## begin Records for this exercise
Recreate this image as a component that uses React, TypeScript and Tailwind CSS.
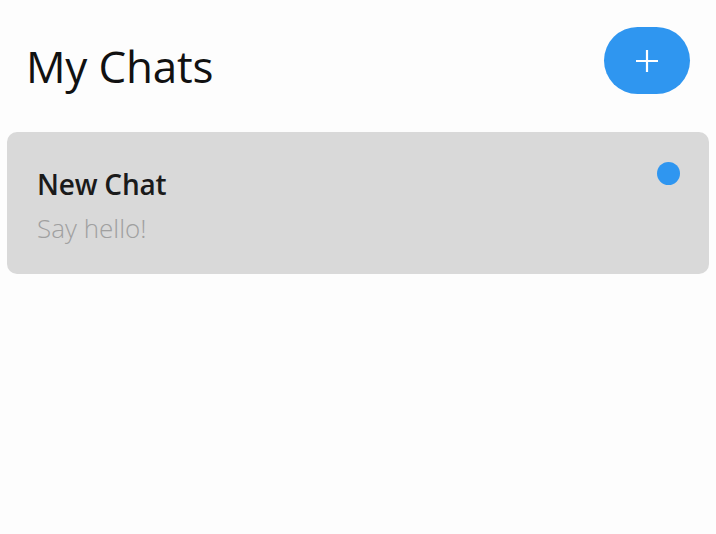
import React from "react";

export default function App() {
  return (
    <div className="w-[716px] h-[534px] bg-[#fdfdfd] overflow-hidden" style={{ fontFamily: '"Open Sans", "Noto Sans", sans-serif' }}>
      <div className="flex items-center justify-between pl-[26px] pr-[26px] pt-[27px]">
        <h1 className="text-[44px] leading-none text-[#111] font-medium tracking-[-0.2px] mt-[10px]">My Chats</h1>
        <button className="w-[86px] h-[67px] rounded-full bg-[#2f96f0] flex items-center justify-center">
          <svg width="26" height="26" viewBox="0 0 26 26">
            <path d="M13 2v22M2 13h22" stroke="#fff" strokeWidth="2.2" fill="none" />
          </svg>
        </button>
      </div>
      <div className="mx-[7px] mt-[38px] h-[142px] rounded-[10px] bg-[#d9d9d9] relative pl-[30px] pt-[38px]">
        <div className="text-[28px] leading-none font-semibold text-[#1a1a1a] tracking-[-0.2px]">New Chat</div>
        <div className="text-[26px] leading-none font-light text-[#a0a0a0] mt-[17px]">Say hello!</div>
        <div className="absolute right-[29px] top-[30px] w-[23px] h-[23px] rounded-full bg-[#2f96f0]" />
      </div>
    </div>
  );
}
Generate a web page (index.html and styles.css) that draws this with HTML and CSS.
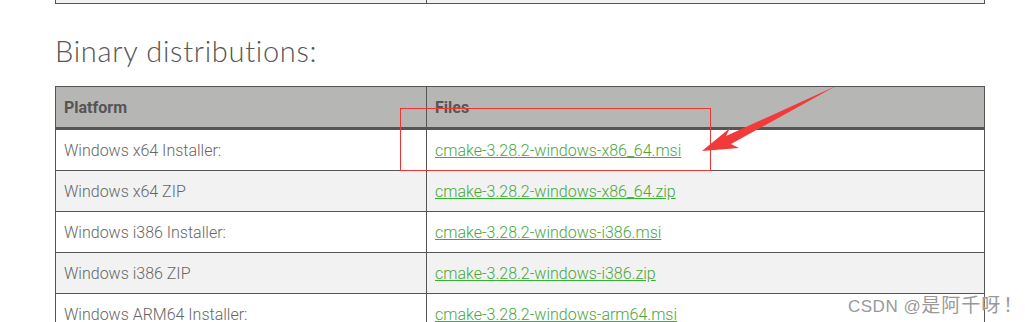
FILE: index.html
```html
<!DOCTYPE html>
<html>
<head>
<meta charset="utf-8">
<link rel="stylesheet" href="styles.css">
</head>
<body>
<div class="page">
  <div class="prev-table">
    <div class="prev-cell prev-first"></div>
    <div class="prev-cell"></div>
  </div>
  <h2 class="title">Binary distributions:</h2>
  <table class="dist">
    <colgroup><col class="col-a"><col></colgroup>
    <thead>
      <tr><th>Platform</th><th class="col-files">Files</th></tr>
    </thead>
    <tbody>
      <tr><td>Windows x64 Installer:</td><td class="col-files"><a href="#">cmake-3.28.2-windows-x86_64.msi</a></td></tr>
      <tr><td>Windows x64 ZIP</td><td class="col-files"><a href="#">cmake-3.28.2-windows-x86_64.zip</a></td></tr>
      <tr><td>Windows i386 Installer:</td><td class="col-files"><a href="#">cmake-3.28.2-windows-i386.msi</a></td></tr>
      <tr><td>Windows i386 ZIP</td><td class="col-files"><a href="#">cmake-3.28.2-windows-i386.zip</a></td></tr>
      <tr><td>Windows ARM64 Installer:</td><td class="col-files"><a href="#">cmake-3.28.2-windows-arm64.msi</a></td></tr>
    </tbody>
  </table>
  <div class="highlight-box"></div>
  <svg class="arrow" width="1025" height="322" viewBox="0 0 1025 322">
    <polygon points="836,86 726,136 730,128 702,151 739,148 731,144" fill="#f23a3a"/>
  </svg>
  <div class="watermark">CSDN @<span class="wm-cjk">是阿千呀</span><span class="wm-bang">！</span></div>
</div>
</body>
</html>
```
FILE: styles.css
```css
html, body {
  margin: 0;
  padding: 0;
  background: #ffffff;
}
.page {
  position: relative;
  width: 1025px;
  height: 322px;
  overflow: hidden;
  padding-left: 55px;
  box-sizing: border-box;
}
.prev-table {
  display: flex;
  width: 930px;
  height: 4px;
  box-sizing: border-box;
  border: 1px solid #555;
  border-top: none;
  background: #f2f2f2;
}
.prev-cell {
  flex: 1;
}
.prev-first {
  flex: 0 0 370px;
  border-right: 1px solid #555;
}
.title {
  margin: 30px 0 0 0;
  height: 52px;
  font-family: "Lato", "Open Sans", sans-serif;
  font-weight: 300;
  font-size: 29px;
  line-height: 34px;
  color: #555;
  letter-spacing: 0.7px;
}
.dist {
  border-collapse: collapse;
  table-layout: fixed;
  width: 930px;
  font-family: Roboto, "Liberation Sans", sans-serif;
  font-size: 16px;
}
.dist .col-a {
  width: 371px;
}
.dist th {
  background: #b6b6b4;
  color: #555;
  font-weight: 700;
  text-align: left;
  height: 40px;
  padding: 0 8px;
  border: 1px solid #555;
  border-bottom: 3px solid #555;
}
.dist .col-files {
  padding-left: 8px;
}
.dist td {
  height: 40px;
  padding: 0 8px;
  border: 1px solid #555;
  color: #666;
  font-weight: 300;
}
.dist tbody tr:nth-child(even) td {
  background: #f2f2f2;
}
.dist a {
  color: #4aa63a;
  text-decoration: underline;
  text-decoration-color: #2fb52f;
  font-weight: 300;
}
.highlight-box {
  position: absolute;
  left: 400px;
  top: 108px;
  width: 311px;
  height: 63px;
  box-sizing: border-box;
  border: 1px solid #f03535;
}
.arrow {
  position: absolute;
  left: 0;
  top: 0;
}
.watermark {
  position: absolute;
  left: 848px;
  top: 290px;
  font-family: "Liberation Sans", "Noto Sans CJK SC", sans-serif;
  font-size: 17px;
  color: #999;
  letter-spacing: 0.5px;
  text-shadow: 0 0 1px #fff;
}
.wm-cjk {
  font-size: 19px;
  letter-spacing: 1px;
}
.wm-bang {
  font-size: 19px;
  margin-left: 2px;
}
```
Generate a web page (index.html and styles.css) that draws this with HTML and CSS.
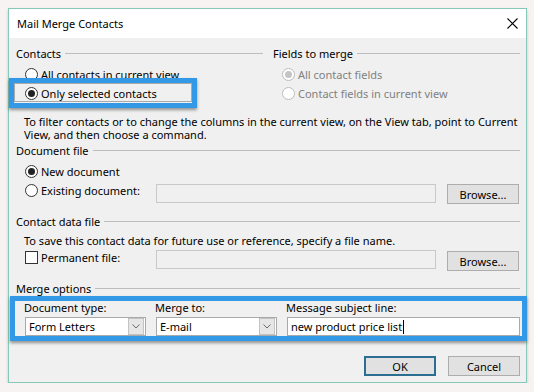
## end Records for this exercise
• **Exercise goal**:
Print the entries as they stand, first line through the line holding "import React from", with every picture removed.

• **Reply**:
Recreate this image as a component that uses React, TypeScript and Tailwind CSS.
import React from "react";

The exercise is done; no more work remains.